Moreover, the agency never assessed the health and welfare damage that the rules will impose by raising electricity prices and causing the loss of 200,000 jobs and 23,000 megawatts of electricity by 2015.
As a result of rules like these, families cannot heat and cool their homes properly, pay the rent and mortgage, or save for retirement. People suffer increased time and expense lost commuting to multiple jobs; poor nutrition; sleep deprivation; higher incidences of depression and alcohol, drug, spousal and child abuse; steadily declining quality of life; and lower life expectancies.
Ignoring these facts, the nation’s automakers nevertheless supported the EPA’s Tier 3 sulfur rules, which originated in California. They prefer to have a single national standard, instead of a separate one for California.
However, to “Californicate” America’s regulatory system is the wrong direction to go. The once-Golden State has among the most perverse taxes and regulations and, thus, some of the highest unemployment rates, especially for blacks, Hispanics and inland communities.
Instead of adopting regulations that are strangling the Left Coast, Americans should urge California to adopt more common-sense, scientifically sound rules.
Congress, state legislatures, attorneys general, citizens and courts must exert greater control over government agencies.

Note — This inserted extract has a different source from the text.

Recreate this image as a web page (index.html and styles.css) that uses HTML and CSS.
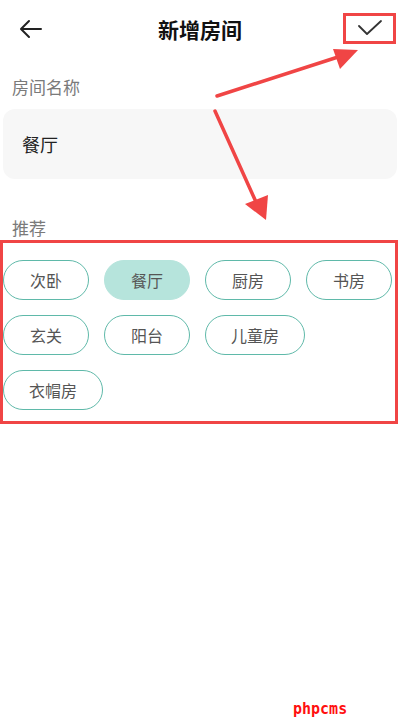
FILE: index.html
```html
<!DOCTYPE html>
<html lang="zh-CN">
<head>
  <meta charset="UTF-8" />
  <title>新增房间</title>
  <link rel="stylesheet" href="styles.css">
</head>
<body>

<div class="page">
  <header class="topbar">
    <span class="back">
      <svg width="24" height="20" viewBox="0 0 24 20"><path d="M22 10H3M10 2L2 10l8 8" fill="none" stroke="#222" stroke-width="2" stroke-linecap="round" stroke-linejoin="round"/></svg>
    </span>
    <h1>新增房间</h1>
    <span class="done">
      <svg width="26" height="16" viewBox="0 0 26 16"><path d="M2 6l8 8L24 1" fill="none" stroke="#333" stroke-width="1.8" stroke-linecap="round" stroke-linejoin="round"/></svg>
    </span>
  </header>

  <div class="label">房间名称</div>
  <div class="field">餐厅</div>

  <div class="label label-rec">推荐</div>
  <div class="mark-box">
    <div class="chips">
      <span class="chip">次卧</span>
      <span class="chip active">餐厅</span>
      <span class="chip">厨房</span>
      <span class="chip">书房</span>
      <span class="chip">玄关</span>
      <span class="chip">阳台</span>
      <span class="chip">儿童房</span>
      <span class="chip">衣帽房</span>
    </div>
  </div>

  <!-- 标注箭头 -->
  <svg class="arrows" width="400" height="240" viewBox="0 0 400 240">
    <line x1="217" y1="96" x2="338" y2="57" stroke="#f04545" stroke-width="3.5" stroke-linecap="round"/>
    <polygon points="358,50 333,49 340,69" fill="#f04545"/>
    <line x1="215" y1="111" x2="256" y2="202" stroke="#f04545" stroke-width="3.5" stroke-linecap="round"/>
    <polygon points="266,220 245,204 268,195" fill="#f04545"/>
  </svg>

  <div class="watermark">phpcms</div>
</div>

</body>
</html>
```

FILE: styles.css
```css
:root {
  --teal: #5fb9a9;
  --teal-fill: #b6e4dc;
  --mark: #f04545;
  --text: #222222;
  --muted: #7a7a7a;
}

* {
  box-sizing: border-box;
}

body {
  margin: 0;
  background: #ffffff;
  font-family: "Noto Sans CJK SC", "Noto Sans", sans-serif;
  color: var(--text);
}

.page {
  position: relative;
  width: 400px;
  height: 727px;
  overflow: hidden;
}

.topbar {
  height: 58px;
  display: grid;
  grid-template-columns: 1fr auto 1fr;
  align-items: center;
  padding: 0 4px;
}

.topbar h1 {
  margin: 0;
  font-size: 21px;
  font-weight: bold;
  color: #111;
}

.back {
  display: flex;
  margin-left: 15px;
}

.done {
  justify-self: end;
  display: flex;
  align-items: center;
  justify-content: center;
  width: 53px;
  height: 31px;
  border: 3px solid var(--mark);
  margin-top: -2px;
}

.label {
  font-size: 17px;
  color: var(--muted);
  padding-left: 12px;
  line-height: 24px;
  margin-top: 17px;
}

.field {
  margin: 10px 3px 0;
  height: 70px;
  background: #f7f7f7;
  border-radius: 12px;
  display: flex;
  align-items: center;
  padding-left: 19px;
  font-size: 18px;
  color: #222;
}

.label-rec {
  margin-top: 37px;
}

.mark-box {
  width: 398px;
  border: 3px solid var(--mark);
  padding: 17px 0 11px 0;
}

.chips {
  display: flex;
  flex-wrap: wrap;
  gap: 15px;
}

.chip {
  height: 40px;
  min-width: 86px;
  padding: 0 25px;
  border: 1.8px solid var(--teal);
  border-radius: 20px;
  display: flex;
  align-items: center;
  justify-content: center;
  font-size: 16px;
  color: #555;
}

.chip.active {
  background: var(--teal-fill);
  border-color: var(--teal-fill);
}

.arrows {
  position: absolute;
  left: 0;
  top: 0;
}

.watermark {
  position: absolute;
  left: 293px;
  top: 700px;
  font-family: "DejaVu Sans Mono", monospace;
  font-size: 15px;
  font-weight: bold;
  color: #ff1010;
  letter-spacing: 0;
}
```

They must terminate regulations based on bogus claims that there is no safe pollution threshold and keep in mind that the dose always makes the poison.
They also need to end the million-dollar payoffs to advisory panels and pressure groups, demand that advisory committees include industry representatives and ensure that government agencies fully and honestly assess the harmful effects of regulations on human health and welfare, as required by law.
Paul Driessen is senior policy adviser for the Committee for a Constructive Tomorrow and author of “Eco-Imperialism: Green Power, Black Death” (Merril Press, 2012).